Q: What is the difference between structural steel fabrication and metal sheet fabrication?

Structural steel fabrication deals with heavy, load-carrying members, beams, columns, trusses, and plate girders that form the primary structural frame of a building or infrastructure project. Metal sheet fabrication deals with thinner flat plates and sheet material, producing enclosures, cladding panels, tanks, and lightweight components. Both fall under the broader category of steel fabrication but use different materials, equipment, and techniques.
 

Q: What steel fabrication equipment is essential for a fabrication shop?

Essential steel fabrication equipment includes CNC plasma or laser cutting tables, press brakes for bending, MIG and TIG welding machines, overhead cranes for material handling, shot blasting chambers for surface preparation, and CNC drilling machines for connection holes.

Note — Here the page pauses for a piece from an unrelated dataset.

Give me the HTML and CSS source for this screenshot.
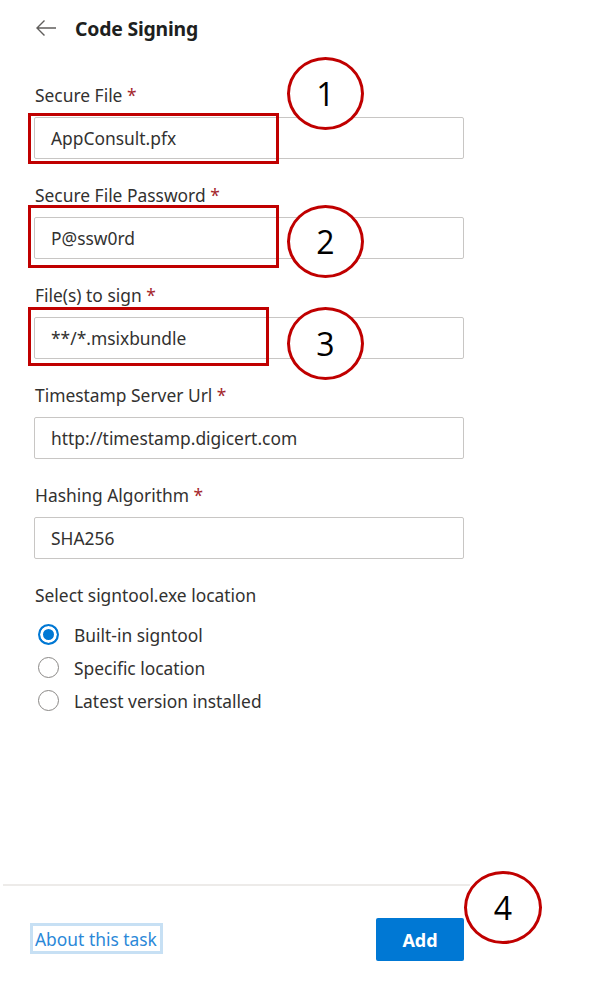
FILE: index.html
```html
<!DOCTYPE html>
<html lang="en">
<head>
<meta charset="utf-8">
<title>Code Signing</title>
<link rel="stylesheet" href="styles.css">
</head>
<body>
<div class="page">
  <div class="panel">
    <div class="header">
      <svg class="back" width="22" height="18" viewBox="0 0 22 18"><path d="M21 9H2M9.5 1.5L2 9l7.5 7.5" fill="none" stroke="#605e5c" stroke-width="1.4"/></svg>
      <h1 class="title">Code Signing</h1>
    </div>
    <div class="form">
      <div class="field">
        <div class="label">Secure File <span class="req">*</span></div>
        <div class="input">AppConsult.pfx</div>
      </div>
      <div class="field">
        <div class="label">Secure File Password <span class="req">*</span></div>
        <div class="input">P@ssw0rd</div>
      </div>
      <div class="field">
        <div class="label">File(s) to sign <span class="req">*</span></div>
        <div class="input">**/*.msixbundle</div>
      </div>
      <div class="field">
        <div class="label">Timestamp Server Url <span class="req">*</span></div>
        <div class="input">http://timestamp.digicert.com</div>
      </div>
      <div class="field">
        <div class="label">Hashing Algorithm <span class="req">*</span></div>
        <div class="input">SHA256</div>
      </div>
      <div class="group">
        <div class="label">Select signtool.exe location</div>
        <div class="radios">
          <div class="radio"><span class="dot checked"></span><span>Built-in signtool</span></div>
          <div class="radio"><span class="dot"></span><span>Specific location</span></div>
          <div class="radio"><span class="dot"></span><span>Latest version installed</span></div>
        </div>
      </div>
    </div>
    <div class="footer">
      <a class="link" href="#">About this task</a>
      <button class="add">Add</button>
    </div>
  </div>

  <div class="mark box1"></div>
  <div class="mark box2"></div>
  <div class="mark box3"></div>
  <div class="num n1">1</div>
  <div class="num n2">2</div>
  <div class="num n3">3</div>
  <div class="num n4">4</div>
</div>
</body>
</html>
```

FILE: styles.css
```css
* { box-sizing: border-box; }
html, body { margin: 0; padding: 0; background: #fff; }
body {
  font-family: "Noto Sans", "Open Sans", sans-serif;
  color: #323130;
}
.page {
  position: relative;
  width: 594px;
  height: 1001px;
  overflow: hidden;
}
.panel {
  width: 470px;
  height: 1001px;
  display: flex;
  flex-direction: column;
}
.header {
  height: 56px;
  display: flex;
  align-items: center;
  padding-left: 35px;
  gap: 18px;
}
.back { display: block; }
.title {
  margin: 0;
  font-size: 19.4px;
  font-weight: 700;
  color: #201f1e;
  letter-spacing: -0.2px;
}
.form {
  flex: 1;
  padding: 28px 6px 0 34px;
}
.field {
  margin-bottom: 25px;
}
.label {
  height: 22px;
  line-height: 22px;
  font-size: 17.4px;
  color: #323130;
  padding-left: 1px;
  margin-bottom: 11px;
  white-space: nowrap;
}
.req { color: #a4262c; }
.input {
  height: 42px;
  border: 1px solid #c8c6c4;
  border-radius: 2px;
  padding: 0 16px;
  display: flex;
  align-items: center;
  font-size: 17.4px;
  color: #323130;
}
.group .label { margin-bottom: 12px; }
.radios {
  display: flex;
  flex-direction: column;
}
.radio {
  height: 33px;
  display: flex;
  align-items: center;
  gap: 15px;
  padding-left: 4px;
  font-size: 17.4px;
}
.dot {
  width: 21px;
  height: 21px;
  border-radius: 50%;
  border: 1px solid #8a8886;
  background: #fff;
  flex: none;
}
.dot.checked {
  border: 2px solid #0078d4;
  background: #0078d4;
  box-shadow: inset 0 0 0 3px #fff;
}
.footer {
  height: 117px;
  border-top: 2px solid #edebe9;
  margin-left: 3px;
  display: flex;
  justify-content: space-between;
  align-items: flex-start;
  padding: 32px 6px 0 27px;
}
.link {
  margin-top: 5px;
  height: 31px;
  display: flex;
  align-items: center;
  padding: 0 3px 0 2px;
  border: 3px solid #c7e0f4;
  font-size: 17.4px;
  color: #2b88d8;
  text-decoration: none;
  white-space: nowrap;
}
.add {
  width: 88px;
  height: 43px;
  border: none;
  border-radius: 2px;
  background: #0078d4;
  color: #fff;
  font-family: "Noto Sans", "Open Sans", sans-serif;
  font-size: 18px;
  font-weight: 700;
}
.mark {
  position: absolute;
  border: 3px solid #c00000;
}
.box1 { left: 28px; top: 113px; width: 251px; height: 51px; }
.box2 { left: 28px; top: 205px; width: 251px; height: 63px; }
.box3 { left: 28px; top: 307px; width: 241px; height: 59px; }
.num {
  position: absolute;
  width: 77px;
  height: 73px;
  border: 3px solid #c00000;
  border-radius: 50%;
  background: #fff;
  display: flex;
  align-items: center;
  justify-content: center;
  font-family: "Open Sans", "Noto Sans", sans-serif;
  font-size: 32px;
  color: #000;
  line-height: 1;
}
.n1 { left: 287px; top: 57px; }
.n2 { left: 287px; top: 205px; }
.n3 { left: 287px; top: 307px; }
.n4 { left: 464px; top: 871px; width: 78px; height: 73px; }
```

Larger shops undertaking heavy steel structure fabrication also require submerged arc welding systems and heavy lifting equipment.
 

Q: Why is TMT bar quality important in steel fabrication?

In reinforcing bar fabrication, a key steel fabrication activity in RCC construction, TMT bar quality determines bendability, weldability, and long-term structural performance. The best TMT bars for construction combine high yield strength with superior ductility and corrosion resistance, ensuring that the reinforcement cage performs as designed under both normal and seismic loading conditions.
 

Q: What is heavy steel structure fabrication, and where is it used?

Heavy steel structure fabrication refers to the fabrication of very large, heavily loaded structural steel components and assemblies, such as those used in power plants, oil refineries, long-span bridges, large industrial sheds, and high-rise building frames. It requires specialist equipment, highly skilled welders, comprehensive quality control, and careful logistics planning for transport and site assembly.